No pienso dejar de utilizar lenguaje especializado, porque, como defiende Rosi Braidotti, las que tenemos formación feminista también somos especialistas. No pienso desistir de citar autoras y autores que me han ayudado a tener una voz propia porque, si queremos que los libros de texto, los museos o los teatros se llenen de mujeres, personas no binarias, racializadas o LGTBI, tenemos que incorporarlas a las conversaciones cotidianas. Estos recursos se tienen que utilizar con cuidado, porque el riesgo es tejer textos aburridos, poco concisos y generar agotamiento en el lector. Por eso soy responsable de enmendar mis errores y disculparme.
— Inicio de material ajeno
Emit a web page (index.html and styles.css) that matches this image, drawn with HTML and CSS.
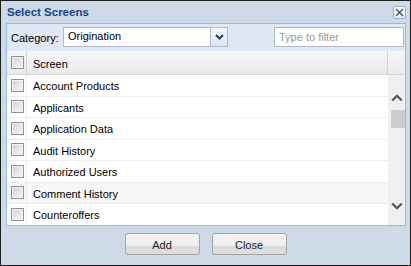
FILE: index.html
```html
<!DOCTYPE html>
<html lang="en">
<head>
    <meta charset="UTF-8">
    <title>Select Screens</title>
    <link rel="stylesheet" href="styles.css">
</head>
<body>
    <div class="window">
        <div class="titlebar">
            <span class="title">Select Screens</span>
            <span class="close-x">
                <svg width="11" height="11" viewBox="0 0 11 11"><path d="M2 2 L9 9 M9 2 L2 9" stroke="#2d4f86" stroke-width="1.3" fill="none"/></svg>
            </span>
        </div>

        <div class="panel">
            <div class="toolbar">
                <span class="label">Category:</span>
                <div class="combo">
                    <span class="combo-text">Origination</span>
                    <span class="trigger">
                        <svg width="9" height="6" viewBox="0 0 9 6"><path d="M1 1 L4.5 4.5 L8 1" stroke="#1c3f7a" stroke-width="2" fill="none"/></svg>
                    </span>
                </div>
                <input type="text" class="filter" placeholder="Type to filter">
            </div>

            <div class="grid-head">
                <div class="cell-check"><span class="check"></span></div>
                <div class="cell-name">Screen</div>
                <div class="cell-spacer"></div>
            </div>

            <div class="grid-body">
                <div class="rows">
                    <div class="row"><div class="cell-check"><span class="check"></span></div><div class="cell-name">Account Products</div></div>
                    <div class="row"><div class="cell-check"><span class="check"></span></div><div class="cell-name">Applicants</div></div>
                    <div class="row"><div class="cell-check"><span class="check"></span></div><div class="cell-name">Application Data</div></div>
                    <div class="row"><div class="cell-check"><span class="check"></span></div><div class="cell-name">Audit History</div></div>
                    <div class="row"><div class="cell-check"><span class="check"></span></div><div class="cell-name">Authorized Users</div></div>
                    <div class="row hover"><div class="cell-check"><span class="check"></span></div><div class="cell-name">Comment History</div></div>
                    <div class="row"><div class="cell-check"><span class="check"></span></div><div class="cell-name">Counteroffers</div></div>
                </div>
                <div class="scrollbar">
                    <span class="arrow">
                        <svg width="12" height="8" viewBox="0 0 12 8"><path d="M1.2 6.5 L6 1.7 L10.8 6.5" stroke="#555" stroke-width="2.2" fill="none"/></svg>
                    </span>
                    <span class="thumb"></span>
                    <span class="track"></span>
                    <span class="arrow">
                        <svg width="12" height="8" viewBox="0 0 12 8"><path d="M1.2 1.5 L6 6.3 L10.8 1.5" stroke="#555" stroke-width="2.2" fill="none"/></svg>
                    </span>
                </div>
            </div>
        </div>

        <div class="buttons">
            <button class="btn">Add</button>
            <button class="btn">Close</button>
        </div>
    </div>
</body>
</html>
```

FILE: styles.css
```css
body {
    margin: 0;
    padding: 0;
    font-family: "Liberation Sans", Arial, sans-serif;
    font-size: 11px;
    color: #000;
}

.window {
    width: 411px;
    height: 266px;
    box-sizing: border-box;
    border: 1px solid #1e1e1e;
    background: #cedae7;
}

.titlebar {
    height: 22px;
    display: flex;
    align-items: center;
    justify-content: space-between;
    padding: 0 4px 0 6px;
}

.title {
    font-weight: bold;
    font-size: 11.5px;
    color: #15428b;
}

.close-x {
    width: 11px;
    height: 11px;
    border: 1px solid #8eaed8;
    border-radius: 2px;
    background: linear-gradient(#ffffff, #e6eef8);
    display: flex;
}

.panel {
    margin: 0 4px 0 5px;
    height: 203px;
    box-sizing: border-box;
    border: 1px solid #99bbe8;
    background: #fff;
    display: flex;
    flex-direction: column;
}

.toolbar {
    height: 27px;
    box-sizing: border-box;
    padding: 3px 1px 0 4px;
    background: #dfe8f6;
    display: flex;
    align-items: flex-start;
}

.label {
    width: 52px;
    line-height: 20px;
    padding-top: 1px;
}

.combo {
    width: 165px;
    height: 20px;
    box-sizing: border-box;
    border: 1px solid #b5b8c8;
    background: #fff;
    display: flex;
}

.combo-text {
    flex: 1;
    padding-left: 4px;
    line-height: 17px;
}

.trigger {
    width: 16px;
    border-left: 1px solid #b5b8c8;
    background: linear-gradient(#f3f6fb, #dde6f2);
    display: flex;
    align-items: center;
    justify-content: center;
}

.filter {
    margin: 0 0 0 auto;
    width: 130px;
    height: 20px;
    box-sizing: border-box;
    border: 1px solid #b5b8c8;
    padding: 0 0 0 4px;
    font-family: "Liberation Sans", Arial, sans-serif;
    font-size: 11px;
    outline: none;
}

.filter::placeholder {
    color: #9a9a9a;
}

.grid-head {
    height: 24px;
    box-sizing: border-box;
    display: flex;
    background: linear-gradient(#f6f6f6, #ebebeb);
    border-bottom: 1px solid #d4d4d4;
}

.grid-head .cell-check {
    border-right: 1px solid #d2d2d2;
}

.grid-head .cell-name {
    flex: 1;
    border-right: 1px solid #d2d2d2;
}

.cell-spacer {
    width: 17px;
}

.cell-check {
    width: 20px;
    padding-left: 4px;
    box-sizing: border-box;
    display: flex;
    align-items: center;
}

.cell-name {
    padding: 2px 0 0 6px;
    display: flex;
    align-items: center;
}

.check {
    width: 13px;
    height: 13px;
    box-sizing: border-box;
    border: 1px solid #929292;
    background: linear-gradient(135deg, #d4d4d4, #f6f6f6);
    box-shadow: inset 0 0 0 1px #f2f2f2;
}

.grid-body {
    flex: 1;
    display: flex;
    overflow: hidden;
}

.rows {
    flex: 1;
}

.row {
    height: 21.5px;
    box-sizing: border-box;
    display: flex;
    border-bottom: 1px solid #ededed;
}

.row .cell-check {
    border-right: 1px solid #ededed;
}

.row.hover {
    background: #f7f7f7;
}

.scrollbar {
    width: 17px;
    background: #efefef;
    display: flex;
    flex-direction: column;
    align-items: center;
    padding: 19px 0 15px;
    box-sizing: border-box;
}

.arrow {
    height: 8px;
    display: flex;
}

.thumb {
    margin: 8px 0 0 3px;
    width: 14px;
    height: 18px;
    background: #cdcdcd;
}

.track {
    flex: 1;
}

.buttons {
    display: flex;
    justify-content: center;
    gap: 12px;
    padding-top: 7px;
}

.btn {
    width: 75px;
    height: 22px;
    border: 1px solid #a4a4a4;
    border-radius: 3px;
    background: linear-gradient(#f5f5f5 0, #eeeeee 58%, #dcdcdc 58%, #dedede 100%);
    font-family: "Liberation Sans", Arial, sans-serif;
    font-size: 11px;
    color: #222;
    padding: 2px 0 0;
}
```
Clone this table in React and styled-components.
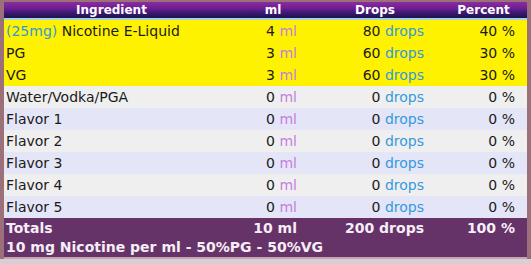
import React from "react";
import styled, { createGlobalStyle } from "styled-components";

const Global = createGlobalStyle`
  html, body { margin: 0; padding: 0; background: #d8ced6; }
  body { font-family: "DejaVu Sans", Verdana, sans-serif; }
`;

const Frame = styled.div`
  width: 531px;
  box-sizing: border-box;
  background: #9c7078;
  padding: 2px 4px 0 4px;
`;

const Table = styled.div`
  width: 523px;
  display: flex;
  flex-direction: column;
  border-bottom: 2px solid #c9a3ad;
`;

const COLS = "215px 90px 127px 91px";

const Head = styled.div`
  display: grid;
  grid-template-columns: ${COLS};
  height: 16px;
  background: linear-gradient(#8c2c9e 0%, #6b1f92 40%, #3a1870 70%, #1b1548 100%);
  border-bottom: 2px solid #a9d2ea;
  color: #ffffff;
  font-weight: bold;
  font-size: 12px;
  line-height: 17px;
`;

const HeadCell = styled.div`
  text-align: center;
  padding-left: ${(p) => p.$shift || 0}px;
  white-space: nowrap;
`;

const Row = styled.div`
  display: grid;
  grid-template-columns: ${COLS};
  height: 22px;
  line-height: 22px;
  font-size: 14px;
  color: #1a1a1a;
  background: ${(p) => p.$bg};
`;

const NameCell = styled.div`
  padding-left: 2px;
  white-space: nowrap;
`;

const NumCell = styled.div`
  text-align: right;
  padding-right: 12px;
  white-space: nowrap;
`;

const Tag = styled.span`
  color: #3399d6;
`;

const MlUnit = styled.span`
  color: #c57ede;
`;

const DropUnit = styled.span`
  color: #3399dd;
`;

const Totals = styled.div`
  background: #663369;
  color: #f6eef6;
  font-weight: bold;
  font-size: 14px;
  padding-top: 1px;
`;

const TotalsRow = styled.div`
  display: grid;
  grid-template-columns: ${COLS};
  line-height: 18px;
`;

const Summary = styled.div`
  padding-left: 2px;
  line-height: 20px;
  white-space: nowrap;
`;

const YELLOW = "#fff200";
const GRAY = "#f0eff0";
const LAV = "#e5e5f8";

const rows = [
  { tag: "(25mg)", name: " Nicotine E-Liquid", ml: 4, drops: 80, pct: 40, bg: YELLOW },
  { name: "PG", ml: 3, drops: 60, pct: 30, bg: YELLOW },
  { name: "VG", ml: 3, drops: 60, pct: 30, bg: YELLOW },
  { name: "Water/Vodka/PGA", ml: 0, drops: 0, pct: 0, bg: GRAY },
  { name: "Flavor 1", ml: 0, drops: 0, pct: 0, bg: LAV },
  { name: "Flavor 2", ml: 0, drops: 0, pct: 0, bg: GRAY },
  { name: "Flavor 3", ml: 0, drops: 0, pct: 0, bg: LAV },
  { name: "Flavor 4", ml: 0, drops: 0, pct: 0, bg: GRAY },
  { name: "Flavor 5", ml: 0, drops: 0, pct: 0, bg: LAV },
];

export default function App() {
  return (
    <>
      <Global />
      <Frame>
        <Table>
          <Head>
            <HeadCell>Ingredient</HeadCell>
            <HeadCell $shift={18}>ml</HeadCell>
            <HeadCell $shift={5}>Drops</HeadCell>
            <HeadCell $shift={4}>Percent</HeadCell>
          </Head>
          {rows.map((r, i) => (
            <Row key={i} $bg={r.bg}>
              <NameCell>
                {r.tag && <Tag>{r.tag}</Tag>}
                {r.name}
              </NameCell>
              <NumCell>
                {r.ml} <MlUnit>ml</MlUnit>
              </NumCell>
              <NumCell>
                {r.drops} <DropUnit>drops</DropUnit>
              </NumCell>
              <NumCell>{r.pct} %</NumCell>
            </Row>
          ))}
          <Totals>
            <TotalsRow>
              <NameCell>Totals</NameCell>
              <NumCell>10 ml</NumCell>
              <NumCell>200 drops</NumCell>
              <NumCell>100 %</NumCell>
            </TotalsRow>
            <Summary>10 mg Nicotine per ml - 50%PG - 50%VG</Summary>
          </Totals>
        </Table>
      </Frame>
    </>
  );
}
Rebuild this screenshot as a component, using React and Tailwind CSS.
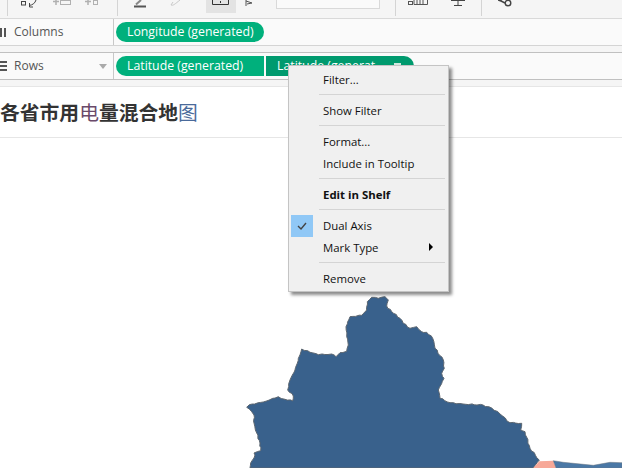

La escritura y el análisis, igual que las relaciones humanas, se construyen y se mejoran a fuerza de pruebas, equivocaciones y aciertos.

Ahora bien, no pediré perdón por los prejuicios de algunos. No seré más la Marta repelente, porque me hace daño, porque es fruto de una mala gestión de la rabia, porque es una muestra de impotencia, porque aleja, porque traiciona como estoy en el resto de espacios y el trabajo que hago. No entraré más en el barro de las redes sociales cuando el ring sea el combate de privilegios y opresiones, que tan sólo admite la concatenación de ad hominems y falacias de autoridad. Sin embargo, no dejaré de ser la niña repelente, porque la pedantería de las mujeres es la suma de las cualidades alabadas en los hombres. Cuando eres una persona marcada por un género, una opción sexual, una clase o una etnia subalterna, no sólo batallas por el espacio, sino que te afanas para que quien eres deje de ser un espacio de batalla.

Si alguien, de ahora en adelante, no le gusta lo que digo, o como soy, que no me lea. Estará más tranquilo, y yo también.